Do You Trust Your RV Park Neighbors?

Do You Trust Your RV Park Neighbors?

RV season is here, and the parks are at full capacity. Today we’re exploring the issue of RV park security. Do you trust your RV neighbors, and what strategies do you use to stay secure?

We know locking the camper door is good practice. But, what if any other precautions are necessary to make sure your belongings don’t wander off.

Let’s dive in!

No Two RV Parks or Campgrounds are Alike

RV parks and campgrounds come in all shapes and sizes. Onsite security differs from every location.

Many RV resorts and public campgrounds have gates that lock overnight, while standard RV parks can remain accessible to non-guests 24 hours a day.

Additionally, RV park demographics can be wildly different. Many RV parks in Arizona and Florida have a 55+ age policy. KOAs, on the other hand, cater to family travel.

All of these factors can affect how much you trust your RV neighbors.

Locking Your Trailer Hitch is the First Step

No matter if you trust your neighbors or not, you should get into the habit of locking your RV hitch. This security measure applies to any towable RV.

A trailer hitch lock won’t offer 100% security, but it sure will make it hard for a potential thief to drive off with your RV discreetly.

Prevention is the best first step when it comes to the security of your RV.

Do You Stow Away Belongings Every Night at the RV Park?

An RV campsite, whether at an RV Park are public campground, is like your home away from home. Getting comfy is key!

Most campers travel with patio chairs, outside coolers, and bikes. These recreational items can be prime targets for theft.

But, who wants to lock them up every night?

We rarely lock up our outside stuff. Instead, we read in-depth reviews about RV parks and choose a camper-trusted location. 

If you feel better locking up your expensive exterior belongings, we understand entirely. Long rope-style bike locks like this can loop through bikes, chairs, and coolers with a single rope.

The Perception of Long Term Campers & RV Park Theft

Many RV parks have long term campers. There’s nothing intrinsically wrong with long term campers, but they are perceived negatively by the majority of RV vacationers.

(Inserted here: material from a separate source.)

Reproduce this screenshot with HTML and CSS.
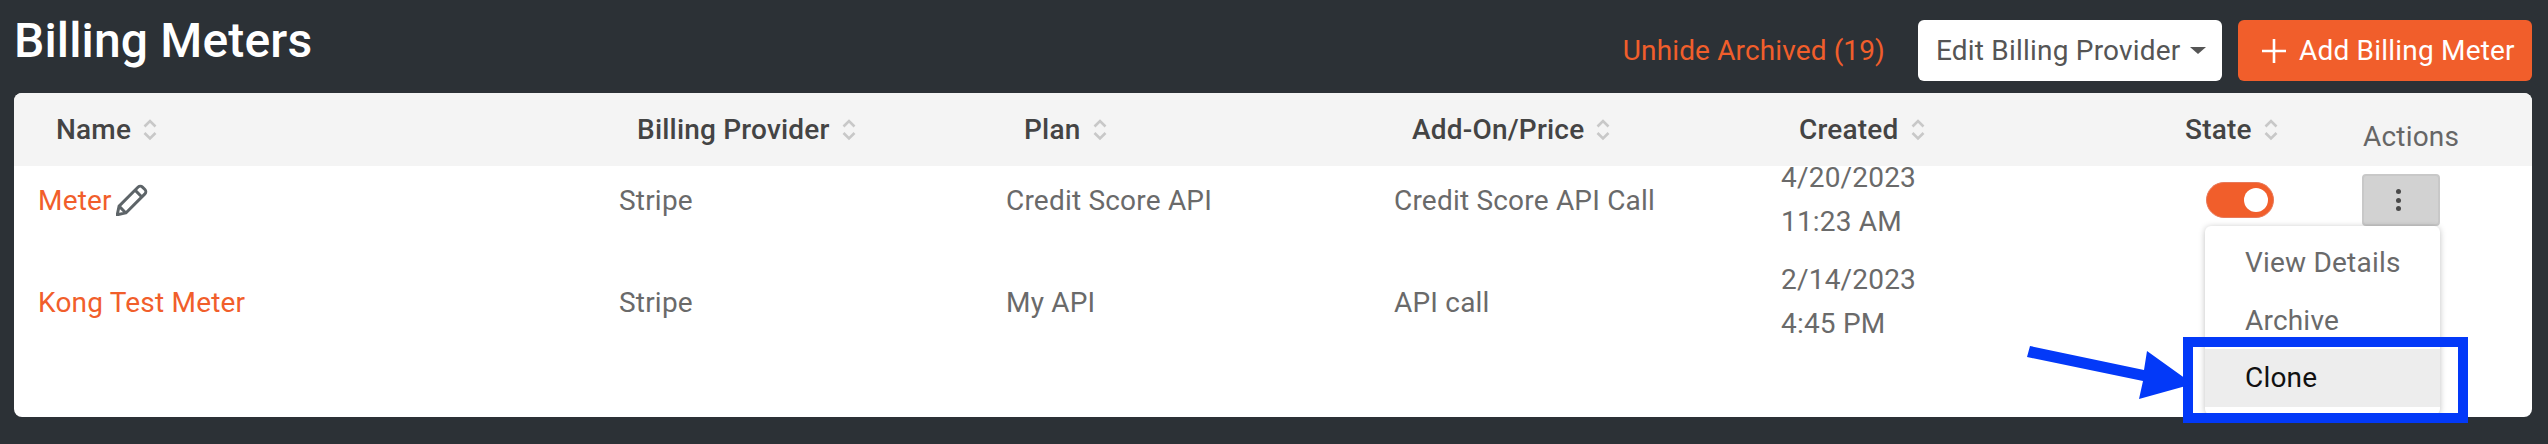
FILE: index.html
```html
<!DOCTYPE html>
<html lang="en">
<head>
<meta charset="utf-8">
<title>Billing Meters</title>
<link rel="stylesheet" href="styles.css">
</head>
<body>
<header class="topbar">
  <h1 class="title">Billing Meters</h1>
  <div class="top-actions">
    <a class="unhide">Unhide Archived (19)</a>
    <button class="btn btn-white">Edit Billing Provider<span class="caret"></span></button>
    <button class="btn btn-orange">
      <svg class="plus" viewBox="0 0 24 24" width="24" height="24"><path d="M12 0v24M0 12h24" stroke="#fff" stroke-width="2.6" fill="none"/></svg>
      Add Billing Meter
    </button>
  </div>
</header>
<main class="card">
  <div class="grid head">
    <div class="th">Name<svg class="sort" viewBox="0 0 14 24" width="14" height="24"><path d="M1.500 8.500L7 3l5.500 5.500M1.500 15L7 20.500 12.500 15" stroke="#c8c8c8" stroke-width="2.600" fill="none"/></svg></div>
    <div class="th">Billing Provider<svg class="sort" viewBox="0 0 14 24" width="14" height="24"><path d="M1.500 8.500L7 3l5.500 5.500M1.500 15L7 20.500 12.500 15" stroke="#c8c8c8" stroke-width="2.600" fill="none"/></svg></div>
    <div class="th">Plan<svg class="sort" viewBox="0 0 14 24" width="14" height="24"><path d="M1.500 8.500L7 3l5.500 5.500M1.500 15L7 20.500 12.500 15" stroke="#c8c8c8" stroke-width="2.600" fill="none"/></svg></div>
    <div class="th">Add-On/Price<svg class="sort" viewBox="0 0 14 24" width="14" height="24"><path d="M1.500 8.500L7 3l5.500 5.500M1.500 15L7 20.500 12.500 15" stroke="#c8c8c8" stroke-width="2.600" fill="none"/></svg></div>
    <div class="th">Created<svg class="sort" viewBox="0 0 14 24" width="14" height="24"><path d="M1.500 8.500L7 3l5.500 5.500M1.500 15L7 20.500 12.500 15" stroke="#c8c8c8" stroke-width="2.600" fill="none"/></svg></div>
    <div class="th">State<svg class="sort" viewBox="0 0 14 24" width="14" height="24"><path d="M1.500 8.500L7 3l5.500 5.500M1.500 15L7 20.500 12.500 15" stroke="#c8c8c8" stroke-width="2.600" fill="none"/></svg></div>
    <div class="th th-actions">Actions</div>
  </div>
  <div class="body">
    <div class="grid row">
      <div class="td"><a class="link">Meter</a>
        <svg class="pencil" viewBox="2 2 26 26" width="32" height="32"><path d="M3 27l1.500-7L20 4.500a2.500 2.500 0 0 1 3.500 0l2 2a2.500 2.500 0 0 1 0 3.500L10 25.500zM17.500 7l5.500 5.500M4.500 20l5.500 5.500" stroke="#5d6468" stroke-width="2.400" fill="none" stroke-linejoin="round"/></svg>
      </div>
      <div class="td">Stripe</div>
      <div class="td">Credit Score API</div>
      <div class="td">Credit Score API Call</div>
      <div class="td date">4/20/2023<br>11:23 AM</div>
      <div class="td"><span class="toggle"><span class="knob"></span></span></div>
      <div class="td">
        <button class="kebab"><span></span><span></span><span></span></button>
      </div>
    </div>
    <div class="grid row">
      <div class="td"><a class="link">Kong Test Meter</a></div>
      <div class="td">Stripe</div>
      <div class="td">My API</div>
      <div class="td">API call</div>
      <div class="td date">2/14/2023<br>4:45 PM</div>
      <div class="td"></div>
      <div class="td"></div>
    </div>
  </div>
  <ul class="menu">
    <li>View Details</li>
    <li>Archive</li>
    <li class="active">Clone</li>
  </ul>
</main>
<div class="callout"></div>
<svg class="arrow" viewBox="0 0 170 60" width="170" height="60"><path d="M3 0L0 11L116 35L112 53L166 38L120 5L117 24z" fill="#0339f8"/></svg>
</body>
</html>
```
FILE: styles.css
```css
* { box-sizing: border-box; }
html, body { margin: 0; height: 444px; overflow: hidden; }
body {
  position: relative;
  background: #2c3136;
  font-family: Roboto, "Liberation Sans", sans-serif;
  font-size: 28px;
  letter-spacing: 0.2px;
  color: #6a6a6a;
  padding: 20px 16px 0 14px;
}
.topbar {
  display: flex;
  justify-content: space-between;
  height: 61px;
  margin-bottom: 12px;
}
.title {
  margin: 0;
  font-size: 48px;
  font-weight: 500;
  line-height: 42px;
  letter-spacing: 0.15px;
  color: #fff;
}
.top-actions { display: flex; align-items: center; }
.unhide { color: #f15e2b; margin-right: 33px; letter-spacing: 0.13px; }
.btn {
  height: 61px;
  border: 0;
  border-radius: 6px;
  font: inherit;
  letter-spacing: inherit;
  display: flex;
  align-items: center;
}
.btn-white {
  width: 304px;
  padding-left: 18px;
  background: #fff;
  color: #555;
  margin-right: 16px;
}
.caret {
  margin-left: 9px;
  border-top: 7px solid #555;
  border-left: 8px solid transparent;
  border-right: 8px solid transparent;
}
.btn-orange {
  width: 294px;
  padding-left: 24px;
  background: #f15e2b;
  color: #fff;
}
.plus { margin-right: 13px; }
.card {
  position: relative;
  height: 324px;
  background: #fff;
  border-radius: 8px;
  overflow: hidden;
}
.grid {
  display: grid;
  grid-template-columns: 581px 387px 388px 387px 386px 195px 1fr;
  padding-left: 24px;
}
.head { height: 73px; background: #f4f4f4; align-items: center; }
.th {
  display: flex;
  align-items: center;
  padding-left: 18px;
  font-weight: 500;
  color: #444;
}
.sort { margin-left: 12px; }
.th-actions { padding: 14px 0 0 1px; font-weight: 400; color: #666; }
.body { display: flex; flex-direction: column; row-gap: 34px; }
.row { height: 68px; grid-template-rows: 68px; align-items: center; }
.td { display: flex; align-items: center; }
.link { color: #f15e2b; }
.pencil { margin-left: 4px; }
.date { display: block; line-height: 44px; }
.toggle {
  display: flex;
  justify-content: flex-end;
  align-items: center;
  width: 68px;
  height: 36px;
  margin-left: 39px;
  padding-right: 5px;
  border-radius: 18px;
  background: #f15e2b;
  border: 1px solid #e8795a;
}
.knob { width: 24px; height: 24px; border-radius: 50%; background: #fff; }
.kebab {
  display: flex;
  flex-direction: column;
  align-items: center;
  justify-content: center;
  gap: 3.500px;
  width: 78px;
  height: 52px;
  padding: 0 6px 0 0;
  background: #d2d2d2;
  border: 2px solid #c8c8c8;
  border-radius: 4px;
}
.kebab span { width: 5px; height: 5px; border-radius: 50%; background: #4a4a4a; }
.menu {
  position: absolute;
  top: 133px;
  left: 2191px;
  width: 235px;
  height: 189px;
  margin: 0;
  padding: 8px 0;
  list-style: none;
  background: #fff;
  border-radius: 6px;
  box-shadow: 0 1px 6px rgba(0,0,0,.25);
}
.menu li { height: 57.500px; line-height: 57.500px; padding-left: 40px; }
.menu .active { background: #ededed; color: #111; }
.callout {
  position: absolute;
  left: 2183px;
  top: 337px;
  width: 285px;
  height: 86px;
  border: 10px solid #0339f8;
}
.arrow { position: absolute; left: 2027px; top: 346px; }
```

Here are a few perceived security issues they pose:

  • They create more local traffic. This means more eyes on your belongings.
  • Long term sites are stereotypically more cluttered, creating a perception of less security.
  • Many long term campers are on the job. They may have less ties to the local community, creating a perception of distrust.

Let me reiterate. These are perceptions and not truths. While they may not affect your security, a lack of perceived trust may arise when too many long term campers are in a single park.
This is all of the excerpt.